Jeremy Bentham berpendapat bahwa pidana memiliki tujuan untuk mencegah semua pelanggaran (to prevent all offences); mencegah pelanggaran yang paling jahat (to prevent the worst offences); menekan kejahatan (to keep down mischief); dan/atau menekan kerugian dengan biaya sekecil-kecilnya (to act the least expense). Selanjutnya teori rehabilitasi, berangkat dari pandangan bahwa penyebab orang melakukan kejahatan dikarenakan adanya suatu penyakit,  sehingga pemidanaan bertujuan untuk memperbaiki diri si pelaku yang berfokus untuk pengobatan sosial dan moral terhadap terpidana agar dapat kembali berintegrasi ke dalam masyarakat.  
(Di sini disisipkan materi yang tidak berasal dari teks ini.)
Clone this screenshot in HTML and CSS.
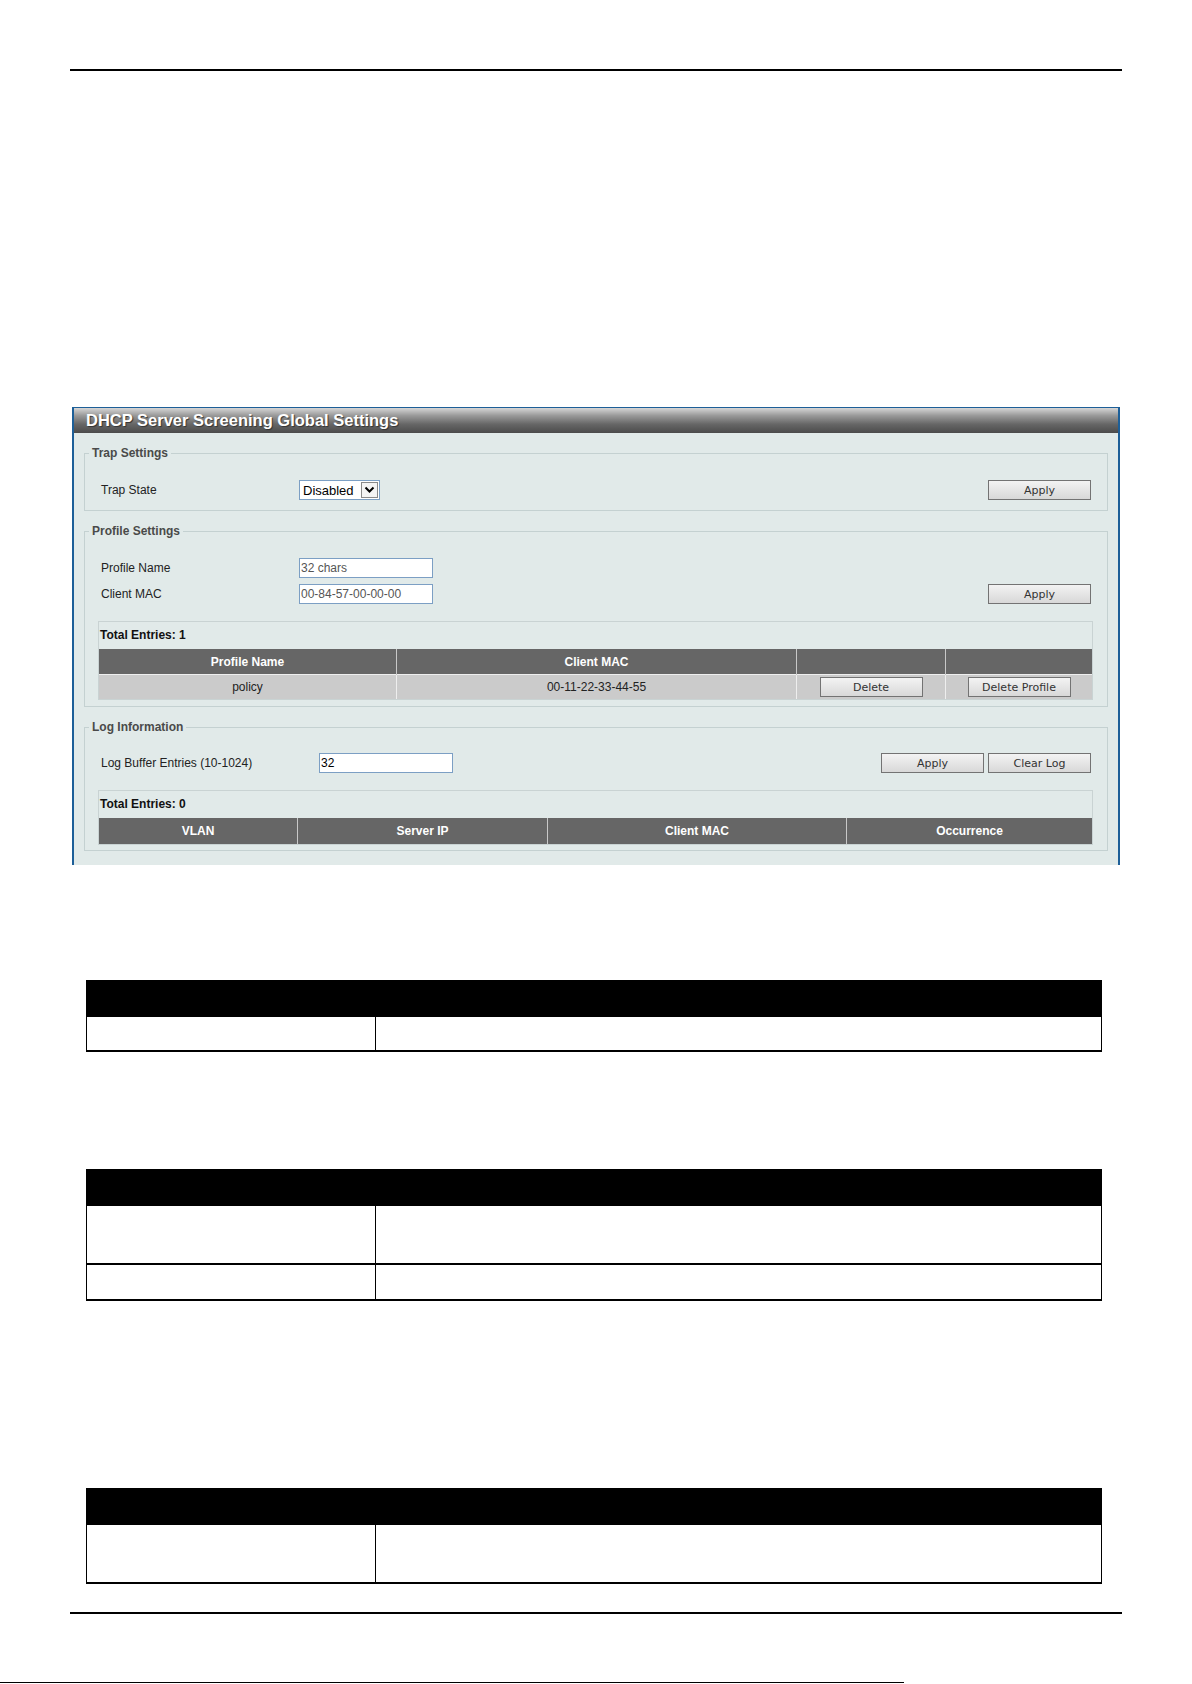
FILE: index.html
```html
<!DOCTYPE html>
<html lang="en">
<head>
    <meta charset="UTF-8">
    <title>DHCP Server Screening Global Settings</title>
    <link rel="stylesheet" href="styles.css">
</head>
<body>

    <div class="page">
        <div class="rule rule-top"></div>

        <!-- Settings window -->
        <div class="panel">
            <div class="panel-title">DHCP Server Screening Global Settings</div>

            <fieldset class="group group-trap">
                <legend>Trap Settings</legend>
                <div class="row">
                    <span class="label">Trap State</span>
                    <div class="select">
                        <span class="select-text">Disabled</span>
                        <span class="select-arrow">
                            <svg width="11" height="8" viewBox="0 0 11 8"><path d="M1.5 1.5 L5.5 5.5 L9.5 1.5" fill="none" stroke="#000" stroke-width="2"/></svg>
                        </span>
                    </div>
                    <div class="actions"><button class="btn">Apply</button></div>
                </div>
            </fieldset>

            <fieldset class="group group-profile">
                <legend>Profile Settings</legend>
                <div class="row">
                    <span class="label">Profile Name</span>
                    <input class="text hint" type="text" value="32 chars">
                </div>
                <div class="row row-next">
                    <span class="label">Client MAC</span>
                    <input class="text hint" type="text" value="00-84-57-00-00-00">
                    <div class="actions"><button class="btn">Apply</button></div>
                </div>

                <div class="box box-profile">
                    <div class="total">Total Entries: 1</div>
                    <table class="grid">
                        <tr>
                            <th class="c-name">Profile Name</th>
                            <th class="c-mac">Client MAC</th>
                            <th class="c-del"></th>
                            <th></th>
                        </tr>
                        <tr>
                            <td>policy</td>
                            <td>00-11-22-33-44-55</td>
                            <td><button class="btn">Delete</button></td>
                            <td><button class="btn">Delete Profile</button></td>
                        </tr>
                    </table>
                </div>
            </fieldset>

            <fieldset class="group group-log">
                <legend>Log Information</legend>
                <div class="row">
                    <span class="label label-wide">Log Buffer Entries (10-1024)</span>
                    <input class="text" type="text" value="32">
                    <div class="actions">
                        <button class="btn">Apply</button>
                        <button class="btn">Clear Log</button>
                    </div>
                </div>

                <div class="box box-log">
                    <div class="total">Total Entries: 0</div>
                    <table class="grid">
                        <tr>
                            <th class="c-vlan">VLAN</th>
                            <th class="c-ip">Server IP</th>
                            <th class="c-client">Client MAC</th>
                            <th>Occurrence</th>
                        </tr>
                    </table>
                </div>
            </fieldset>
        </div>

        <!-- Parameter tables -->
        <table class="doc doc-first">
            <tr><th class="d-key"></th><th></th></tr>
            <tr class="h35"><td></td><td></td></tr>
        </table>

        <table class="doc doc-second">
            <tr><th class="d-key"></th><th></th></tr>
            <tr class="h58"><td></td><td></td></tr>
            <tr class="h36"><td></td><td></td></tr>
        </table>

        <table class="doc doc-third">
            <tr><th class="d-key"></th><th></th></tr>
            <tr class="h59"><td></td><td></td></tr>
        </table>

        <div class="rule rule-bottom"></div>
        <div class="footer-line"></div>
    </div>

</body>
</html>
```

FILE: styles.css
```css
/* Page frame */
body, html {
    margin: 0;
    background: #fff;
    font-family: "Liberation Sans", Arial, sans-serif;
}

.page {
    width: 1192px;
    height: 1684px;
    overflow: hidden;
    display: flex;
    flex-direction: column;
}

.rule {
    height: 2px;
    background: #000;
    margin-left: 70px;
    width: 1052px;
    flex: none;
}

.rule-top {
    margin-top: 69px;
}

.rule-bottom {
    margin-top: 28px;
}

/* thin line along the sheet's lower edge */
.footer-line {
    margin-top: auto;
    margin-bottom: 1px;
    width: 904px;
    height: 1px;
    background: #000;
    flex: none;
}

/* Settings window */
.panel {
    margin: 336px 0 0 72px;
    width: 1048px;
    box-sizing: border-box;
    background: #e1eae9;
    border: 2px solid #1d5f98;
    border-top-width: 1px;
    border-bottom: none;
    padding-bottom: 14px;
    flex: none;
}

.panel-title {
    height: 25px;
    line-height: 24px;
    padding-left: 12px;
    color: #fff;
    font-size: 16.5px;
    font-weight: bold;
    text-shadow: 1px 1px 1px #333;
    background: linear-gradient(#d6d6d6 0%, #9a9a9a 30%, #666 65%, #4b4b4b 100%);
}

/* Field groups */
.group {
    margin: 13px 10px 0 10px;
    padding: 20px 14px 10px 13px;
    border: 1px solid #c4d1d1;
    min-width: 0;
}

.group legend {
    font-size: 12px;
    line-height: 14px;
    font-weight: bold;
    color: #4a4a4a;
    padding: 0 3px;
    margin-left: -9px;
}

.group-profile {
    padding-bottom: 6px;
}

.group-log {
    margin-top: 13px;
    padding-top: 19px;
    padding-bottom: 5px;
}

.row {
    display: flex;
    align-items: center;
    height: 20px;
    padding: 0 2px 0 3px;
}

.row-next {
    margin-top: 6px;
}

.label {
    width: 198px;
    font-size: 12px;
    color: #222;
}

.label-wide {
    width: 218px;
}

.actions {
    margin-left: auto;
    display: flex;
    gap: 4px;
}

/* Form controls */
.btn {
    width: 103px;
    height: 20px;
    padding: 0;
    border: 1px solid #737373;
    background: linear-gradient(#f3f3f3, #d8d8d8);
    font-family: "DejaVu Sans", Verdana, sans-serif;
    font-size: 11px;
    color: #333;
}

.text {
    width: 134px;
    height: 20px;
    box-sizing: border-box;
    border: 1px solid #7c9fc4;
    padding: 0 1px;
    font-family: "Liberation Sans", Arial, sans-serif;
    font-size: 12px;
    color: #000;
    background: #fff;
}

.text.hint {
    color: #555;
}

.select {
    width: 81px;
    height: 20px;
    box-sizing: border-box;
    border: 1px solid #7c9fc4;
    background: #fff;
    display: flex;
    align-items: center;
    justify-content: space-between;
    padding: 0 1px 0 3px;
}

.select-text {
    font-size: 13px;
    color: #000;
}

.select-arrow {
    width: 17px;
    height: 16px;
    box-sizing: border-box;
    border: 1px solid #8a8a8a;
    background: #f4f4f4;
    display: flex;
    align-items: center;
    justify-content: center;
}

/* Entry tables */
.box {
    border: 1px solid #c9d3d3;
}

.box-profile {
    margin-top: 17px;
}

.box-log {
    margin-top: 17px;
}

.total {
    height: 27px;
    line-height: 26px;
    padding-left: 1px;
    font-size: 12px;
    font-weight: bold;
    color: #111;
}

.grid {
    width: 100%;
    border-collapse: collapse;
    font-size: 12px;
}

.grid th {
    height: 25px;
    padding: 0;
    background: #666;
    color: #fff;
    font-weight: bold;
    border-left: 1px solid #c8c8c8;
}

.grid th:first-child,
.grid td:first-child {
    border-left: none;
}

.grid td {
    height: 24px;
    padding: 0;
    background: #cbcbcb;
    color: #222;
    text-align: center;
    border-left: 1px solid #eee;
    border-top: 1px solid #eee;
}

.box-log .grid th {
    height: 26px;
}

.c-name { width: 297px; }
.c-mac { width: 399px; }
.c-del { width: 148px; }

.c-vlan { width: 198px; }
.c-ip { width: 249px; }
.c-client { width: 298px; }

/* Parameter tables */
.doc {
    margin-left: 86px;
    width: 1016px;
    border-collapse: collapse;
    flex: none;
}

.doc th {
    height: 35px;
    padding: 0;
    background: #000;
    border: 1px solid #000;
}

.doc .d-key {
    width: 288px;
}

.doc td {
    padding: 0;
    border: 1px solid #000;
    border-bottom-width: 2px;
}

.doc-first {
    margin-top: 115px;
}

.doc-second {
    margin-top: 117px;
}

.doc-third {
    margin-top: 187px;
}

.h35 td { height: 33px; }
.h58 td { height: 57px; }
.h36 td { height: 34px; }
.h59 td { height: 57px; }
```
Teori resosialisasi mensyaratkan bahwa pemidanaan bertujuan untuk mempersiapkan pelaku kejahatan kembali kepada masyarakat, sebagai manusia seutuhnya. Sehingga dipandang perlu untuk membekali pelaku dengan berbagai keterampilan dan kemampuan yang dibutuhkan agar ia dapat hidup mandiri di dalam masyarakat. Jika pemidanaan memiliki orientasi sebagai pembalasan, pencegahan dan penjeraan, perlindungan masyarakat, pengobatan, pemasyarakatan dan ganti kerugian, maka perpaduan dari semua tujuan pemidanaan menjadi tujuan dari teori integratif. Untuk mengetahui tujuan apa yang hendak dicapai dari suatu ancaman atau penjatuhan sanksi, maka dapat diperiksa dari tujuan yang terdapat dalam bagian aturannya, dalam naskah akademik dan catatan risalah rapat perumusan suatu ketentuan serta dapat pula ditemukan dalam pertimbangan di suatu putusan, meski untuk mengetahui tujuan pemidanaan yang dianut oleh petugas penegak hukum bukanlah hal yang mudah sebab tujuan tersebut tidak selalu dijelaskan dalam produk hukum yang dihasilkannya.

Tujuan Pemidanaan dalam Penjatuhan Tindakan Kebiri Kimia di Indonesia

Dalam UU No. 17 Tahun 2016 dan PP No. 70 Tahun 2020 dapat diketahui bahwa tujuan penambahan ketentuan mengenai tindakan kebiri kimia, pemasangan alat pendeteksi dan rehabilitasi adalah untuk mengatasi kekerasan seksual terhadap anak, memberi efek jera terhadap pelaku, dan mencegah terjadinya kekerasan seksual terhadap anak. Lalu, penjatuhan tindakan kebiri kimia akan dibarengi dengan adanya pemasangan alat pendeteksi dan rehabilitasi bagi pelaku.